Observing brain diseases in real time
An innovative tool allows researchers to observe protein aggregation throughout the life of a worm. The development of these aggregates, which play a role in the onset of a number of neurodegenerative diseases, can now be monitored automatically and in real time. This breakthrough was made possible by isolating worms in tiny microfluidic chambers developed at EPFL.
For rent: 32 individual rooms for a combined surface area of 4cm2, heating and food included! Biologists and microfluidics specialists at EPFL have joined forces and developed a highly innovative research tool: a 2cm by 2cm ‘chip’ with 32 independent compartments, each of which is designed to hold a nematode – a widely used worm in the research world. The device is described in the journal Molecular Neurodegeneration.
“Unlike conventional cultures in petri dishes, this device lets us monitor individual worms rather than a population of them,” said Laurent Mouchiroud, from EPFL's Laboratory of Integrative Systems Physiology.
Freeze frame
Each of these ‘cells’ is fed by microfluidic channels. These allow variable concentrations of nutrients or therapeutic molecules to be injected with precision. The ambient temperature can also be adjusted.
Each worm is observed through a microscope throughout its life. However, for more detailed investigations and very high resolution images, the worms need to be immobilized. “For this we use a temperature-sensitive solution,” said Matteo Cornaglia, from the Laboratory of Microsystems. “We inject it in liquid form at 15°C, then bring the temperature up to 25°C, which transforms it into a gel. The worm is immobilized in just a few minutes, then we bring the temperature back down and rinse out the solution – and the worm is able to move again.”

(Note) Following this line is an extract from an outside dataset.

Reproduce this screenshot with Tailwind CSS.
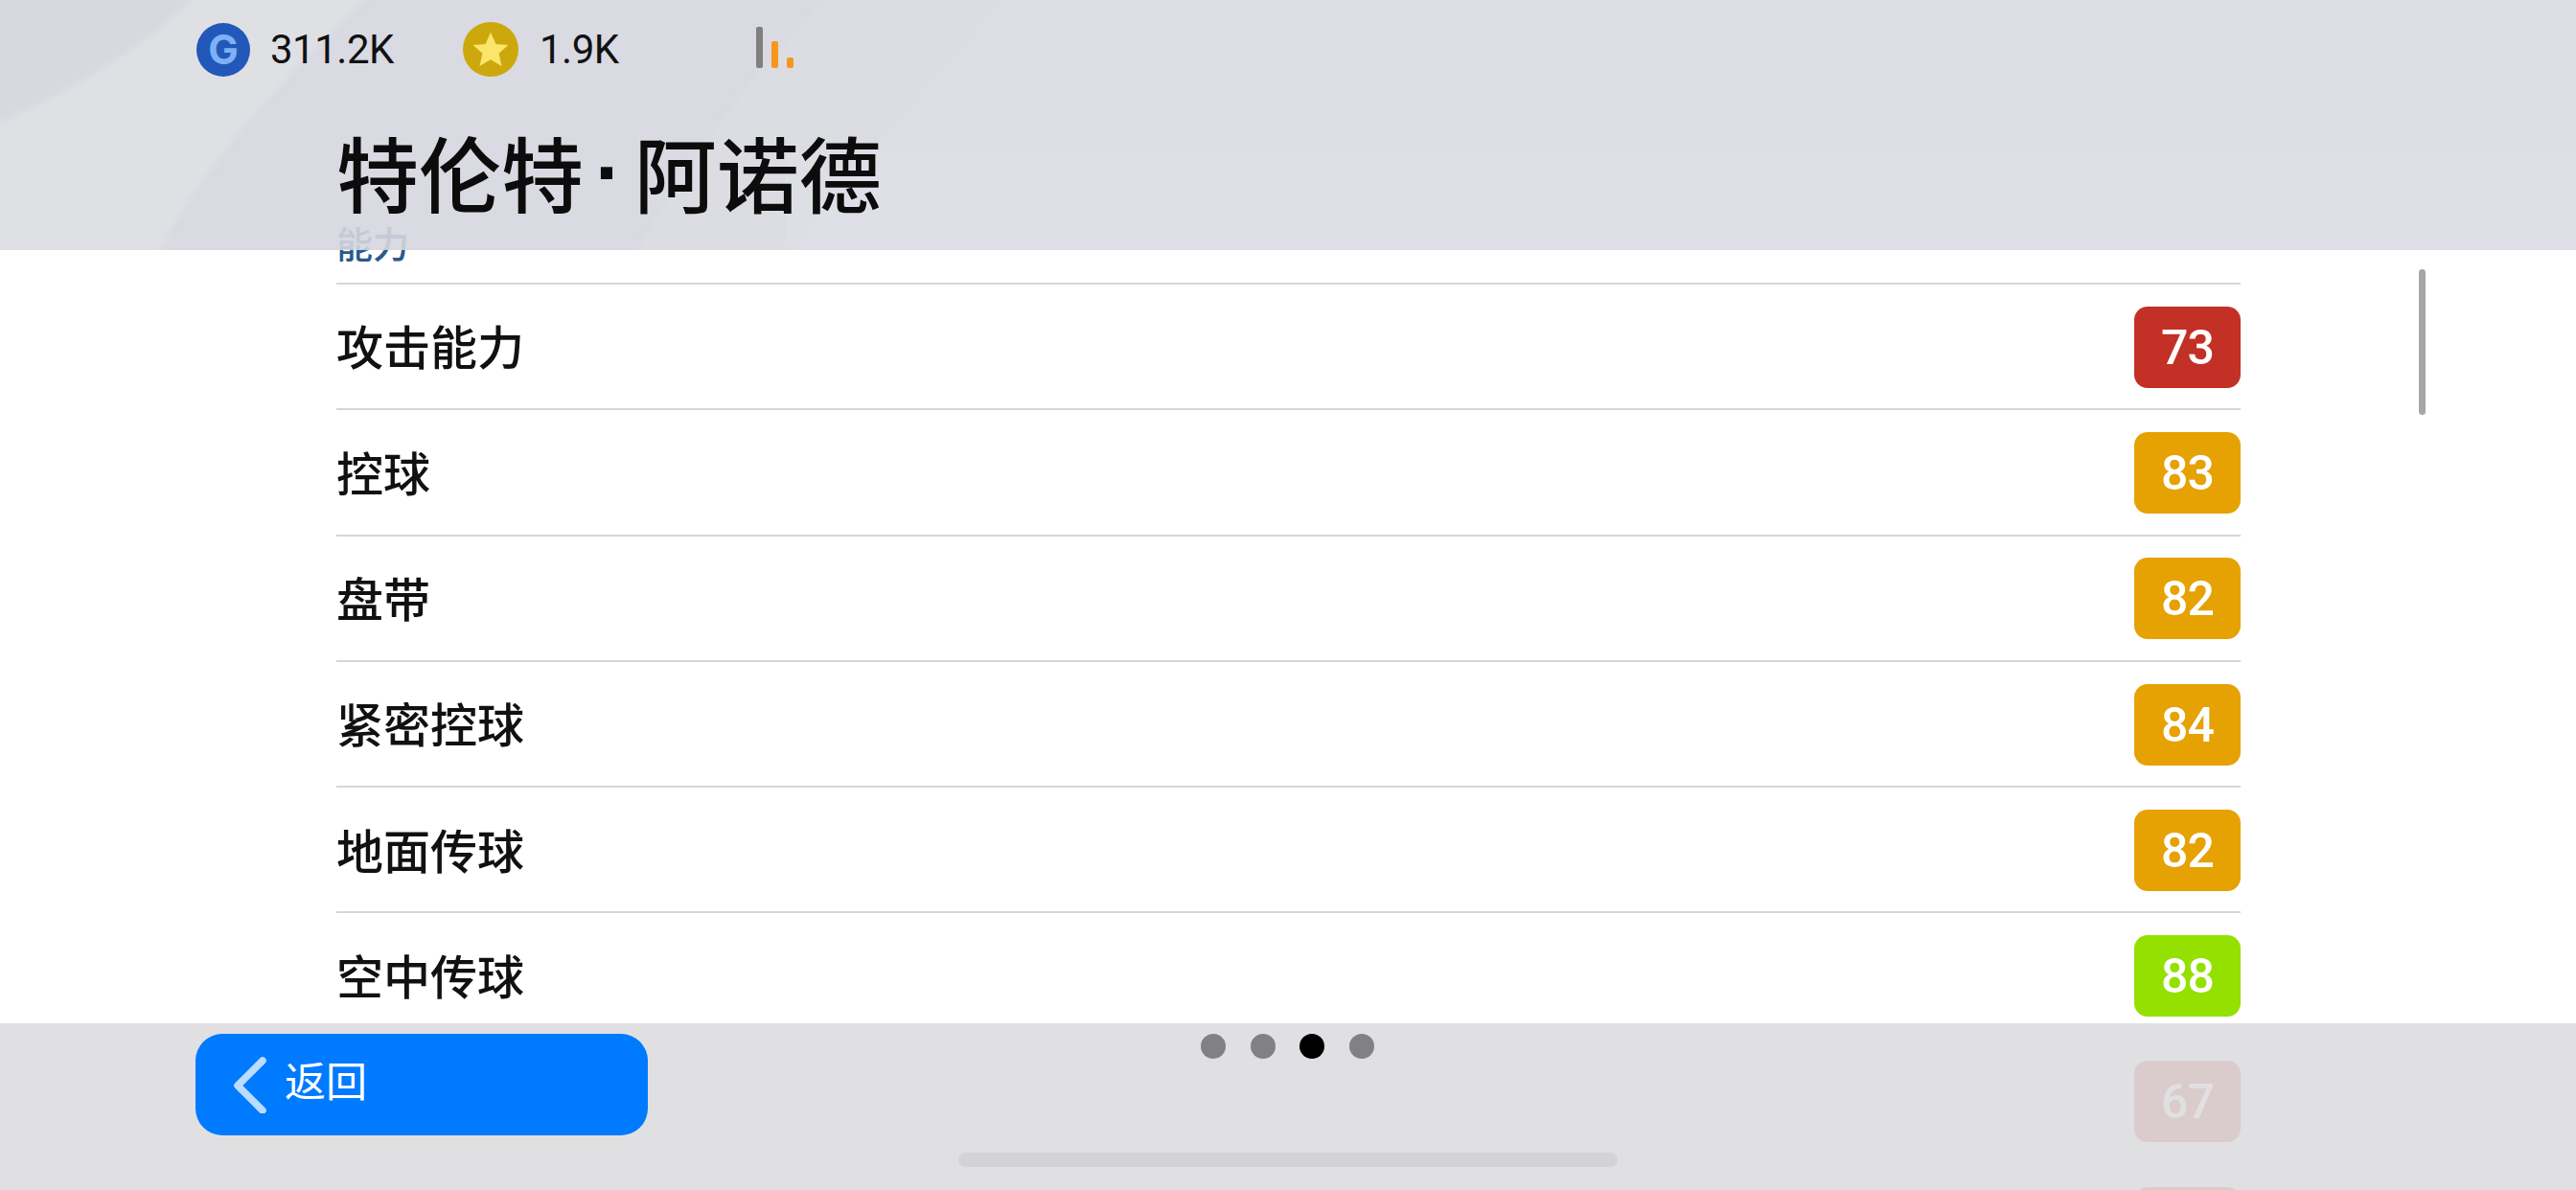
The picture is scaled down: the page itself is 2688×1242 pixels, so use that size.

Protein aggregates in the cross-hairs
This method is fully reversible and does not affect the nematode’s development. Using it, researchers can observe the formation of protein aggregates linked to several neurodegenerative diseases like Alzheimer’s, Parkinson’s and Huntington’s. The same worm can be photographed several times, as the clusters develop. “This is totally new, and it will help us learn more not only about how these aggregates grow, but also about the tissue in which they form,” said Mouchiroud. “In addition, we have already been able to test and observe the effect of certain drugs on how the clusters form.”
Nematodes are very useful models for studying a number of human diseases. In many cases, they obviate the need to experiment on rodents. But until now, handling nematodes was a delicate affair. By simplifying the process, this new technology should accelerate research on numerous afflictions and how they are treated.